Liquidity ratios are crucial in evaluating a company's financial health and operational efficiency. They measure a business' ability to meet short-term obligations, providing insights for investors, creditors, and internal management. Its significance lies in the potential implications for cash flow, solvency, and overall financial stability.

What are Liquidity Ratios in business?

Liquidity Ratios are financial metrics that indicate a company's ability to handle its short-term financial obligations such as loans or invoices nearing their due dates. They measure a company's financial health and creditworthiness and are essential tools for investors.

What is the formula for the Current Ratio, a type of liquidity ratio?

The Current Ratio is calculated as: Current Assets divided by Current Liabilities. It indicates a company's capacity to cover current liabilities with its short-term assets. A Current Ratio above 1 suggests the company has more assets than liabilities.

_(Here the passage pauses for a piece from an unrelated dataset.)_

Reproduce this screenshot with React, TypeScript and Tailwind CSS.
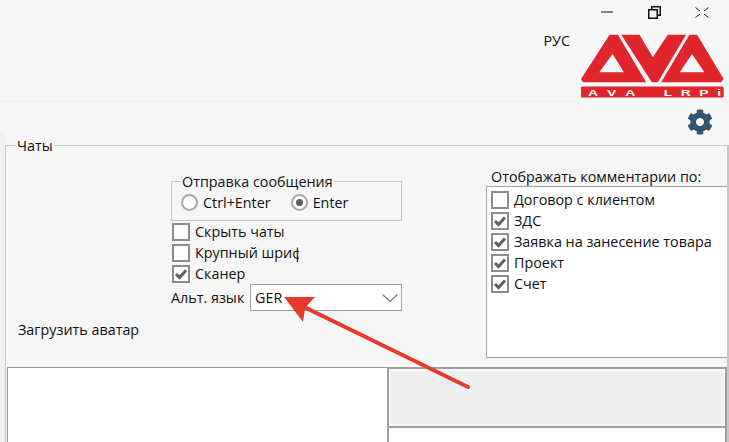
import { FaCog } from "react-icons/fa";

function CheckMark() {
  return (
    <svg viewBox="0 0 14 14" className="h-3.5 w-3.5">
      <path d="M2 7 L5.5 10.5 L12 3.5" fill="none" stroke="#5f5f5f" strokeWidth="3" />
    </svg>
  );
}

function CheckRow({ label, checked, className = "" }: { label: string; checked?: boolean; className?: string }) {
  return (
    <div className={`flex h-[21px] items-center ${className}`}>
      <span className="flex h-[18px] w-[18px] shrink-0 items-center justify-center border-2 border-[#8c8c8c] bg-white">
        {checked && <CheckMark />}
      </span>
      <span className="ml-[5px] whitespace-nowrap">{label}</span>
    </div>
  );
}

function Radio({ label, checked, className = "" }: { label: string; checked?: boolean; className?: string }) {
  return (
    <div className={`flex items-center ${className}`}>
      <span className="flex h-[17px] w-[17px] items-center justify-center rounded-full border-2 border-[#a8a8a8] bg-white">
        {checked && <span className="h-[7px] w-[7px] rounded-full bg-[#5a5a5a]" />}
      </span>
      <span className="ml-[5px]">{label}</span>
    </div>
  );
}

function Logo() {
  return (
    <svg viewBox="153 100 430 192" className="h-[64px] w-[143px] overflow-visible">
      <path
        fillRule="evenodd"
        fill="#e0252d"
        d="M239 102 L264 102 L349 245 L159 245 L153 235 Z M248 160 L208 215 L282 215 Z"
      />
      <path fill="#e0252d" d="M274 102 L329 102 L369 170 L414 102 L469 102 L384 245 L366 245 Z" />
      <path
        fillRule="evenodd"
        fill="#e0252d"
        d="M479 102 L502 102 L582 235 L574 245 L394 245 Z M487 160 L450 215 L524 215 Z"
      />
      <rect x="153" y="258" width="429" height="33" rx="4" fill="#e0252d" />
      <text
        transform="translate(174 285) scale(1.5 1)"
        fill="#fff"
        fontSize="28"
        fontWeight="700"
        letterSpacing="20"
        fontFamily="Liberation Sans, sans-serif"
      >
        AVA
      </text>
      <text
        transform="translate(402 285) scale(1.5 1)"
        fill="#fff"
        fontSize="28"
        fontWeight="700"
        letterSpacing="17"
        fontFamily="Liberation Sans, sans-serif"
      >
        LRPi
      </text>
    </svg>
  );
}

export default function App() {
  return (
    <div className="relative flex h-[442px] w-[729px] flex-col overflow-hidden bg-[#f7f7f7] font-['Open_Sans','Noto_Sans',sans-serif] text-[14.35px] leading-[19px] text-[#111]">
      {/* title bar */}
      <div className="flex h-[24px] shrink-0 items-center justify-end">
        <svg viewBox="0 0 12 2" className="mr-[35px] h-[2px] w-[12px]">
          <rect width="12" height="1" y="0.5" fill="#111" />
        </svg>
        <svg viewBox="0 0 13 13" className="mr-[34px] h-[13px] w-[13px]">
          <path d="M0.75 3.75h8.5v8.5h-8.5z M3.75 3.5V0.75h8.5v8.5H9.5" fill="none" stroke="#111" strokeWidth="1.5" />
        </svg>
        <svg viewBox="0 0 14 11" className="mr-[20px] h-[11px] w-[14px]">
          <path d="M0.5 0.5 L5 4 M13.5 0.5 L9 4 M0.5 10.5 L5 7 M13.5 10.5 L9 7" fill="none" stroke="#222" strokeWidth="1" />
        </svg>
      </div>

      {/* language + logo */}
      <div className="flex h-[78px] shrink-0 justify-end border-b border-[#f2f2f2] pr-[5px]">
        <span className="mr-[11px] mt-[7px]">РУС</span>
        <div className="mt-[10px]">
          <Logo />
        </div>
      </div>

      <div className="flex h-[31px] shrink-0 items-start justify-end pr-[16px] pt-[7px]">
        <FaCog className="h-[26px] w-[26px] text-[#2f5570]" />
      </div>

      {/* Чаты group */}
      <div className="min-h-0 flex-1 border-l-[5px] border-[#f0f0f0] pt-[3px]">
        <fieldset className="h-full border-l border-r-2 border-t border-[#c8c8c8] bg-[#f6f6f6] pl-px">
          <legend className="ml-[9px] px-px leading-[19px]">Чаты</legend>

          <div className="flex h-[204px]">
            <div className="w-[164px] pl-[11px]">
              <div className="mt-[165px]">Загрузить аватар</div>
            </div>

            <div className="w-[231px] pt-[17px]">
              <fieldset className="h-[49px] border border-[#c8c8c8] pl-[9px] pt-[2px]">
                <legend className="px-px leading-[19px]">Отправка сообщения</legend>
                <div className="flex">
                  <Radio label="Ctrl+Enter" />
                  <Radio label="Enter" checked className="ml-[20px]" />
                </div>
              </fieldset>
              <CheckRow label="Скрыть чаты" className="w-[128px] overflow-hidden pl-px" />
              <CheckRow label="Крупный шрифт" className="w-[128px] overflow-hidden pl-px" />
              <CheckRow label="Сканер" checked className="pl-px" />
              <div className="flex items-center">
                <span className="w-[79px]">Альт. язык</span>
                <div className="flex h-[27px] flex-1 items-center justify-between border border-[#a0a0a0] bg-white pl-[4px] pr-[3px]">
                  <span>GER</span>
                  <svg viewBox="0 0 16 8" className="h-[8px] w-[16px]">
                    <path d="M0.5 0.5 L8 7.5 L15.5 0.5" fill="none" stroke="#777" strokeWidth="1.2" />
                  </svg>
                </div>
              </div>
            </div>

            <div className="ml-[84px] w-[241px] pt-[12px]">
              <div className="pl-[5px]">Отображать комментарии по:</div>
              <div className="h-[172px] border border-r-0 border-[#a0a0a0] bg-white pl-[4px] pt-[2px]">
                <CheckRow label="Договор с клиентом" />
                <CheckRow label="ЗДС" checked />
                <CheckRow label="Заявка на занесение товара" checked />
                <CheckRow label="Проект" checked />
                <CheckRow label="Счет" checked />
              </div>
            </div>
          </div>

          {/* bottom panels */}
          <div className="mt-[8px] flex h-[80px]">
            <div className="w-[380px] border-l border-t border-[#999] bg-white" />
            <div className="flex w-[340px] flex-col border-2 border-b-0 border-[#a0a0a0]">
              <div className="h-[57px] border-2 border-[#f8f8f8] bg-[#efefef]" />
              <div className="flex-1 border-t-2 border-[#a0a0a0] bg-white" />
            </div>
          </div>
        </fieldset>
      </div>

      {/* annotation arrow */}
      <svg viewBox="0 0 729 442" className="pointer-events-none absolute left-0 top-0 h-[442px] w-[729px]">
        <line x1="468" y1="387" x2="300" y2="305" stroke="#e63a2e" strokeWidth="4" strokeLinecap="round" />
        <path d="M284 297 L315 297 L305 308 L303 322 Z" fill="#e63a2e" />
      </svg>
    </div>
  );
}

What is the Quick Ratio or Acid-Test Ratio, another type of liquidity ratio?

The Quick Ratio is calculated as: (Current Assets minus Inventories) divided by Current Liabilities. This ratio excludes inventories from current assets before calculation, considering only the most liquid assets.

What does the Cash Ratio measure in a company's financial analysis?

The Cash Ratio measures a company's ability to repay its short-term debt using only cash and cash equivalents. It is the strictest liquidity metric, excluding receivables and inventory from its calculation.

How is the Operating Cash Flow Ratio calculated and what does it signify?

The Operating Cash Flow Ratio is calculated as Cash Flow from Operations divided by Current Liabilities. It measures a company's short-term liquidity in terms of its ability to cover its current liabilities from cash generated from core operations.

In a financial analysis, why might a very high Cash Ratio not be beneficial for a company?

A very high Cash Ratio may suggest that the company is not using its assets efficiently to grow their business as excess cash could be reinvested for growth opportunities.